To be done: Could you give the data below again, exactly and completely?

=== Listed entries ===

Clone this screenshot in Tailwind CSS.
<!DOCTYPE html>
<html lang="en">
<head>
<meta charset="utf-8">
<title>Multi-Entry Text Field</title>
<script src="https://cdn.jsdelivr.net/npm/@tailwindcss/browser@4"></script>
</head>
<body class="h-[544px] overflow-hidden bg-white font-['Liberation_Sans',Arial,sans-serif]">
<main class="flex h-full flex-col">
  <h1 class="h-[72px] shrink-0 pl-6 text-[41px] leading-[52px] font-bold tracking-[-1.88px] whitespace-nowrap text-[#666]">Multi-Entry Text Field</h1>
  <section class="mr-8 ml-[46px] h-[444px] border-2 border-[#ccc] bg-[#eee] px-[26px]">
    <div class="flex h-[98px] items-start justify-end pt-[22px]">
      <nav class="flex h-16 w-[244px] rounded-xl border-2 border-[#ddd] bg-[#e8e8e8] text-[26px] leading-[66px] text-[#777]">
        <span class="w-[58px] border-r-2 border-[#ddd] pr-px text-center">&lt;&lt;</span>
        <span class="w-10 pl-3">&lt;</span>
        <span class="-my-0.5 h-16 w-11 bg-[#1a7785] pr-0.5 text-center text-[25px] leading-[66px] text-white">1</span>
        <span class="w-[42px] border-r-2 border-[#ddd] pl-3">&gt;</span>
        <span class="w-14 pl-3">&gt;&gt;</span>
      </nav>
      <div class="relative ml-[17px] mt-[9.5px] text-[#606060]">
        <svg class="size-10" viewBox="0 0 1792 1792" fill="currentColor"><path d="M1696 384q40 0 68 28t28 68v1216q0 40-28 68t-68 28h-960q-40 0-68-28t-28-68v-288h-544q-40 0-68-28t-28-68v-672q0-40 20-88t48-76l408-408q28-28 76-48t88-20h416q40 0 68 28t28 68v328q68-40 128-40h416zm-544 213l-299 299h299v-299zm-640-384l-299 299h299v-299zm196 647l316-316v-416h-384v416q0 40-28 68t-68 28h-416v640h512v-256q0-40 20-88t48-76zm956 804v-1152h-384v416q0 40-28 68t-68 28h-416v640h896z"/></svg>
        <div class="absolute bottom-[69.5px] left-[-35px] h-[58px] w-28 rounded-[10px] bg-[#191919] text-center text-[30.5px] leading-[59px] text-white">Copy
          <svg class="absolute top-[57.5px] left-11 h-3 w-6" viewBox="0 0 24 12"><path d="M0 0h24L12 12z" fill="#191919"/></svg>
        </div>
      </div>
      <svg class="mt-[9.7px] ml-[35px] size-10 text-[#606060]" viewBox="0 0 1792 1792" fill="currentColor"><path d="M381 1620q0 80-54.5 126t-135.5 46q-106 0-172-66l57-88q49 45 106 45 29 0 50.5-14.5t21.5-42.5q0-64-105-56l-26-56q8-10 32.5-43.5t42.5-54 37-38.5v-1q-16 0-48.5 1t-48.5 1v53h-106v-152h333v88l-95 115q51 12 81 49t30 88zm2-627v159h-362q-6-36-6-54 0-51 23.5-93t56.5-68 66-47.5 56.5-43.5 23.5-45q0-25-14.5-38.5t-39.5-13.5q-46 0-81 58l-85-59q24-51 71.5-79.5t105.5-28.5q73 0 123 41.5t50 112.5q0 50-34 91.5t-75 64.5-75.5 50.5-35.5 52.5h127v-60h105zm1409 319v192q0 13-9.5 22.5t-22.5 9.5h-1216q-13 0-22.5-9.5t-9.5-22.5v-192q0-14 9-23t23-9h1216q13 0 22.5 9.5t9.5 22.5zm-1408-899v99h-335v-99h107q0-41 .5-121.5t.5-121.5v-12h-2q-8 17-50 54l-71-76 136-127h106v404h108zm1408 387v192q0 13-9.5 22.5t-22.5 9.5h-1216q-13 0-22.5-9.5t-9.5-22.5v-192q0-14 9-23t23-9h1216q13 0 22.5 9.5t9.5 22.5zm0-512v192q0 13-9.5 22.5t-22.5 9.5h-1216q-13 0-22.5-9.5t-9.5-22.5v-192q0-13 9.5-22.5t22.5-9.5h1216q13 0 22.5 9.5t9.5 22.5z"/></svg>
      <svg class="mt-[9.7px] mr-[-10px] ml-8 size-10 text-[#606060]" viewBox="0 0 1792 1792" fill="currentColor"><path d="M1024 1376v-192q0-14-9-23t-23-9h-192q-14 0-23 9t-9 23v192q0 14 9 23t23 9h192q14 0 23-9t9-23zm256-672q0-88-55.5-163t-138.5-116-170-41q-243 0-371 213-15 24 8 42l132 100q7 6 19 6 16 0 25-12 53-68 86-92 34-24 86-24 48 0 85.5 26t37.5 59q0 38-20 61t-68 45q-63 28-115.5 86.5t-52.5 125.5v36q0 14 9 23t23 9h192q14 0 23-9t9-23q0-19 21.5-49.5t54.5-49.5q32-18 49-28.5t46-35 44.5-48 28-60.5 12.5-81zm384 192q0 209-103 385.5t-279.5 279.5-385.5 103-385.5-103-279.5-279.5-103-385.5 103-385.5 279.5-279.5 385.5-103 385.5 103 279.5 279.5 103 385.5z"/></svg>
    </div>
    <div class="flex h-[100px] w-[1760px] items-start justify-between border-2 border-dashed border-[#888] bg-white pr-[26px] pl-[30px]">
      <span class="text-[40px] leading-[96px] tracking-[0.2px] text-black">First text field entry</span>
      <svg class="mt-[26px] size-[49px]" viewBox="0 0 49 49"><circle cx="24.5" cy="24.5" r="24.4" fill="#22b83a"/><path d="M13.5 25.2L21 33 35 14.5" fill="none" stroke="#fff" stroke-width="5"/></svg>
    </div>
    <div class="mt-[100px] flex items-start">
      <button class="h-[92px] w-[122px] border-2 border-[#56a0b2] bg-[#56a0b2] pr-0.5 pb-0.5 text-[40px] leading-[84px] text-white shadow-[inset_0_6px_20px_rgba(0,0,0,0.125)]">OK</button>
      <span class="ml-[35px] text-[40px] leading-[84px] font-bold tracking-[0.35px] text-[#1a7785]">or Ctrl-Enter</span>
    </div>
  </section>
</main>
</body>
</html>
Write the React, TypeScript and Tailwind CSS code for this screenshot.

===

Solution to the problem:
Clone this screenshot in Tailwind CSS.
<!DOCTYPE html>
<html lang="en">
<head>
<meta charset="utf-8">
<title>Multi-Entry Text Field</title>
<script src="https://cdn.jsdelivr.net/npm/@tailwindcss/browser@4"></script>
</head>
<body class="h-[544px] overflow-hidden bg-white font-['Liberation_Sans',Arial,sans-serif]">
<main class="flex h-full flex-col">
  <h1 class="h-[72px] shrink-0 pl-6 text-[41px] leading-[52px] font-bold tracking-[-1.88px] whitespace-nowrap text-[#666]">Multi-Entry Text Field</h1>
  <section class="mr-8 ml-[46px] h-[444px] border-2 border-[#ccc] bg-[#eee] px-[26px]">
    <div class="flex h-[98px] items-start justify-end pt-[22px]">
      <nav class="flex h-16 w-[244px] rounded-xl border-2 border-[#ddd] bg-[#e8e8e8] text-[26px] leading-[66px] text-[#777]">
        <span class="w-[58px] border-r-2 border-[#ddd] pr-px text-center">&lt;&lt;</span>
        <span class="w-10 pl-3">&lt;</span>
        <span class="-my-0.5 h-16 w-11 bg-[#1a7785] pr-0.5 text-center text-[25px] leading-[66px] text-white">1</span>
        <span class="w-[42px] border-r-2 border-[#ddd] pl-3">&gt;</span>
        <span class="w-14 pl-3">&gt;&gt;</span>
      </nav>
      <div class="relative ml-[17px] mt-[9.5px] text-[#606060]">
        <svg class="size-10" viewBox="0 0 1792 1792" fill="currentColor"><path d="M1696 384q40 0 68 28t28 68v1216q0 40-28 68t-68 28h-960q-40 0-68-28t-28-68v-288h-544q-40 0-68-28t-28-68v-672q0-40 20-88t48-76l408-408q28-28 76-48t88-20h416q40 0 68 28t28 68v328q68-40 128-40h416zm-544 213l-299 299h299v-299zm-640-384l-299 299h299v-299zm196 647l316-316v-416h-384v416q0 40-28 68t-68 28h-416v640h512v-256q0-40 20-88t48-76zm956 804v-1152h-384v416q0 40-28 68t-68 28h-416v640h896z"/></svg>
        <div class="absolute bottom-[69.5px] left-[-35px] h-[58px] w-28 rounded-[10px] bg-[#191919] text-center text-[30.5px] leading-[59px] text-white">Copy
          <svg class="absolute top-[57.5px] left-11 h-3 w-6" viewBox="0 0 24 12"><path d="M0 0h24L12 12z" fill="#191919"/></svg>
        </div>
      </div>
      <svg class="mt-[9.7px] ml-[35px] size-10 text-[#606060]" viewBox="0 0 1792 1792" fill="currentColor"><path d="M381 1620q0 80-54.5 126t-135.5 46q-106 0-172-66l57-88q49 45 106 45 29 0 50.5-14.5t21.5-42.5q0-64-105-56l-26-56q8-10 32.5-43.5t42.5-54 37-38.5v-1q-16 0-48.5 1t-48.5 1v53h-106v-152h333v88l-95 115q51 12 81 49t30 88zm2-627v159h-362q-6-36-6-54 0-51 23.5-93t56.5-68 66-47.5 56.5-43.5 23.5-45q0-25-14.5-38.5t-39.5-13.5q-46 0-81 58l-85-59q24-51 71.5-79.5t105.5-28.5q73 0 123 41.5t50 112.5q0 50-34 91.5t-75 64.5-75.5 50.5-35.5 52.5h127v-60h105zm1409 319v192q0 13-9.5 22.5t-22.5 9.5h-1216q-13 0-22.5-9.5t-9.5-22.5v-192q0-14 9-23t23-9h1216q13 0 22.5 9.5t9.5 22.5zm-1408-899v99h-335v-99h107q0-41 .5-121.5t.5-121.5v-12h-2q-8 17-50 54l-71-76 136-127h106v404h108zm1408 387v192q0 13-9.5 22.5t-22.5 9.5h-1216q-13 0-22.5-9.5t-9.5-22.5v-192q0-14 9-23t23-9h1216q13 0 22.5 9.5t9.5 22.5zm0-512v192q0 13-9.5 22.5t-22.5 9.5h-1216q-13 0-22.5-9.5t-9.5-22.5v-192q0-13 9.5-22.5t22.5-9.5h1216q13 0 22.5 9.5t9.5 22.5z"/></svg>
      <svg class="mt-[9.7px] mr-[-10px] ml-8 size-10 text-[#606060]" viewBox="0 0 1792 1792" fill="currentColor"><path d="M1024 1376v-192q0-14-9-23t-23-9h-192q-14 0-23 9t-9 23v192q0 14 9 23t23 9h192q14 0 23-9t9-23zm256-672q0-88-55.5-163t-138.5-116-170-41q-243 0-371 213-15 24 8 42l132 100q7 6 19 6 16 0 25-12 53-68 86-92 34-24 86-24 48 0 85.5 26t37.5 59q0 38-20 61t-68 45q-63 28-115.5 86.5t-52.5 125.5v36q0 14 9 23t23 9h192q14 0 23-9t9-23q0-19 21.5-49.5t54.5-49.5q32-18 49-28.5t46-35 44.5-48 28-60.5 12.5-81zm384 192q0 209-103 385.5t-279.5 279.5-385.5 103-385.5-103-279.5-279.5-103-385.5 103-385.5 279.5-279.5 385.5-103 385.5 103 279.5 279.5 103 385.5z"/></svg>
    </div>
    <div class="flex h-[100px] w-[1760px] items-start justify-between border-2 border-dashed border-[#888] bg-white pr-[26px] pl-[30px]">
      <span class="text-[40px] leading-[96px] tracking-[0.2px] text-black">First text field entry</span>
      <svg class="mt-[26px] size-[49px]" viewBox="0 0 49 49"><circle cx="24.5" cy="24.5" r="24.4" fill="#22b83a"/><path d="M13.5 25.2L21 33 35 14.5" fill="none" stroke="#fff" stroke-width="5"/></svg>
    </div>
    <div class="mt-[100px] flex items-start">
      <button class="h-[92px] w-[122px] border-2 border-[#56a0b2] bg-[#56a0b2] pr-0.5 pb-0.5 text-[40px] leading-[84px] text-white shadow-[inset_0_6px_20px_rgba(0,0,0,0.125)]">OK</button>
      <span class="ml-[35px] text-[40px] leading-[84px] font-bold tracking-[0.35px] text-[#1a7785]">or Ctrl-Enter</span>
    </div>
  </section>
</main>
</body>
</html>
Write the React, TypeScript and Tailwind CSS code for this screenshot.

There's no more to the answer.